As a performance consultant, I see SQL Server installations that range in size from the tiny to some of the largest in the world. But one of the most elusive aspects of today’s SQL Server installations is—without a doubt—a properly sized or configured storage subsystem. There are many reasons why this is the case.
My goal is to help you gather and analyze the necessary data to determine whether your storage is keeping up with the demand of your workloads. Of course, that goal is easier stated than accomplished, because every system has unique objectives and thresholds of what's acceptable and what's unacceptable. My plan is not to teach you how to configure your storage; that's beyond the scope of this article. Rather,I want to show you how you can use a fairly common set of industry guidelines to get an initial idea about acceptable storage performance related to SQL Server.
The most common reason for an improperly sized or configured storage subsystem is simply that insufficient money is budgeted for the storage from the start. Suffice it to say, we generally worry too much about the presence of wasted free disk space and not enough about the performance aspect. Performance comes from having many disks, which tends to give an excess of free disk space. Unfortunately, once a system is in production, changing the storage configuration is difficult. Many installations fall into this trap.
The second most common reason is that many SQL Server instances use storage on a SAN that's improperly configured for their workload and that shares resources with other I/O-intensive applications—particularly true when the shared resources include the physical disks themselves. Such a scenario not only affects performance but also can lead to unpredictable results as the other applications' workload changes.
The third most common reason is that many DBAs simply aren't as familiar with hardware-related concerns as they are with SQL Server. This imbalance can lead to less than desirable decisions when it comes to properly sizing the storage.
Three Sources of Help
Before I dive into acceptable limits, I should point out one important aspect of evaluating I/O response times: Just because you deem I/O response times unacceptable doesn't automatically mean that you need to adjust your I/O capacity. Often poor response times mean that you're simply doing too much physical I/O or that you're doing it inefficiently. If you're scanning tables or indexes when you should be doing seeks instead, you'll ultimately induce more physical I/O than you might otherwise incur. When it comes to efficient I/O processing, never underestimate the importance of a well tuned and optimized database and associated queries. A little tuning effort can usually avoid a costly and often difficult upgrade of the storage subsystem.

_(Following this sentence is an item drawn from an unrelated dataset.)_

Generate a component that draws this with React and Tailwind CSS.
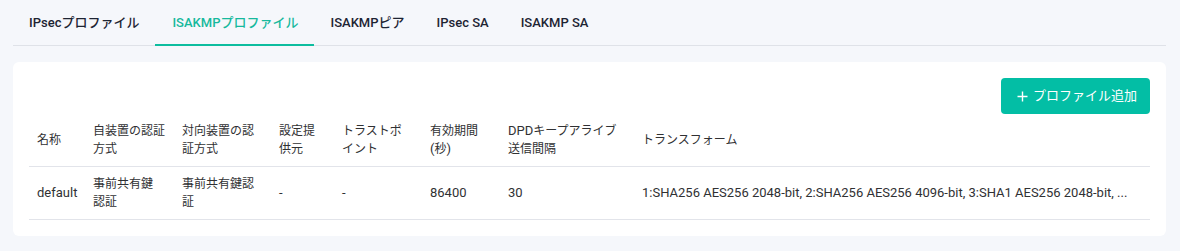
import React from "react";

const tabs = ["IPsecプロファイル", "ISAKMPプロファイル", "ISAKMPピア", "IPsec SA", "ISAKMP SA"];
const font = { fontFamily: 'Roboto, "Noto Sans CJK JP", sans-serif' };

function J({ children }) {
  return <span className="text-[12px]">{children}</span>;
}

function L({ children }) {
  return <div className="whitespace-nowrap">{children}</div>;
}

const th = "px-2 py-2 font-normal align-middle";
const td = "px-2 py-2 align-middle";

export default function App() {
  return (
    <div className="min-h-[251px] w-[1180px] bg-[#f5f7fb] pl-[13px] pr-[14px] text-[13px] text-[#303133]" style={font}>
      <div className="flex h-[46px] border-b border-[#dfe2e8]">
        {tabs.map((t, i) => (
          <div
            key={t}
            className={
              i === 1
                ? "flex items-center border-b-2 border-[#0dbd9f] pl-[17px] pr-[16px] pt-[1px] -mb-px font-medium text-[#16b99d]"
                : "flex items-center px-[16px] pt-[1px] font-medium text-[#1d2433]"
            }
          >
            {t}
          </div>
        ))}
      </div>
      <div className="mt-4 rounded-md bg-white p-4">
        <div className="flex justify-end">
          <button className="flex h-9 items-center gap-[5px] rounded bg-[#03bea5] pl-4 pr-[13px] text-[13px] text-white">
            <svg width="11" height="11" viewBox="0 0 11 11">
              <path d="M5.5 0.5v10M0.5 5.5h10" stroke="white" strokeWidth="1.4" fill="none" />
            </svg>
            <span>プロファイル追加</span>
          </button>
        </div>
        <table className="w-full table-fixed border-collapse text-left leading-[18px]">
          <colgroup>
            <col className="w-[56px]" />
            <col className="w-[89px]" />
            <col className="w-[97px]" />
            <col className="w-[63px]" />
            <col className="w-[88px]" />
            <col className="w-[78px]" />
            <col className="w-[134px]" />
            <col />
          </colgroup>
          <thead>
            <tr className="border-b border-[#e2e4ea]">
              <th className={th}><L><J>名称</J></L></th>
              <th className={th}><L><J>自装置の認証</J></L><L><J>方式</J></L></th>
              <th className={th}><L><J>対向装置の認</J></L><L><J>証方式</J></L></th>
              <th className={th}><L><J>設定提</J></L><L><J>供元</J></L></th>
              <th className={th}><L><J>トラストポ</J></L><L><J>イント</J></L></th>
              <th className={th}><L><J>有効期間</J></L><L>(<J>秒</J>)</L></th>
              <th className={th}><L>DPD<J>キープアライブ</J></L><L><J>送信間隔</J></L></th>
              <th className={th}><L><J>トランスフォーム</J></L></th>
            </tr>
          </thead>
          <tbody>
            <tr className="border-b border-[#e2e4ea]">
              <td className={td}>default</td>
              <td className={td}><L><J>事前共有鍵</J></L><L><J>認証</J></L></td>
              <td className={td}><L><J>事前共有鍵認</J></L><L><J>証</J></L></td>
              <td className={td}>-</td>
              <td className={td}>-</td>
              <td className={td}>86400</td>
              <td className={td}>30</td>
              <td className={td + " whitespace-nowrap"}>1:SHA256 AES256 2048-bit, 2:SHA256 AES256 4096-bit, 3:SHA1 AES256 2048-bit, ...</td>
            </tr>
          </tbody>
        </table>
      </div>
    </div>
  );
}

Related: I/O I/O It's Why My Server's Slow
When it comes to defining I/O response times related to SQL Server, there are three primary sources of data that you should watch regularly. You obtain two of these—the virtual file and wait stats—directly from SQL Server, and you get the third via the Windows Performance Monitor counters. Individually and especially together, these performance metrics can shed a lot of light on how well your disk subsystem is handling your requests for physical I/O. You just need to know what to look for and where to find it.
Physical I/O response time is the amount of time (in seconds) that an average read or write request to a physical disk takes to complete. You can get this data easily by using Performance Monitor's Logical or Physical Disk counters for Avg. Disk sec/Read and Avg. Disk sec/Write. Most experts would agree that with today’s technology, the response times when using 15,000rpm disks should be in the range that Figure 1 shows.
Keep in mind that these numbers are what most systems can expect to achieve with a properly sized and configured storage subsystem. If you're averaging slower response times, you probably have room for improvement. But remember that what's deemed unacceptable for one system might be perfectly fine for another system, due to the individual requirements. You'll need to make that determination on a case-by-case basis, but you can use these numbers as guidelines so that you have something to shoot for.
Another approach is to keep an eye on the PAGEIOLATCH_XX and WRITELOG waits. These stats will also tell you a lot about how well you're keeping up with the data and log I/O requests. High average waits on either of these stats should spark interest in terms of physical I/O response times. To get up to speed on exactly what wait stats are and how to collect the information, refer to my articles “Getting to Know Wait Stats” and “Dissecting SQL Server’s Top Waits.“
You can also obtain average physical I/O read and write response times by using the virtual file statistics as outlined in “Getting to Know Virtual File Stats.” The file stats DMV also tells you the amount of data read or written—which can be extremely helpful in determining whether you're accessing too much data in the first place, as previously mentioned.
It's a Start
Utilize these provided response times as an initial guideline. If you can meet these specs, you shouldn't have to worry about physical I/O as a bottleneck. Again, not every situation calls for such good response times and you need to adapt accordingly for each system. However, I've found that many people don’t know what to shoot for in the first place! Hopefully, this article provides a good start so that you can concentrate on a firm objective in terms of I/O response time.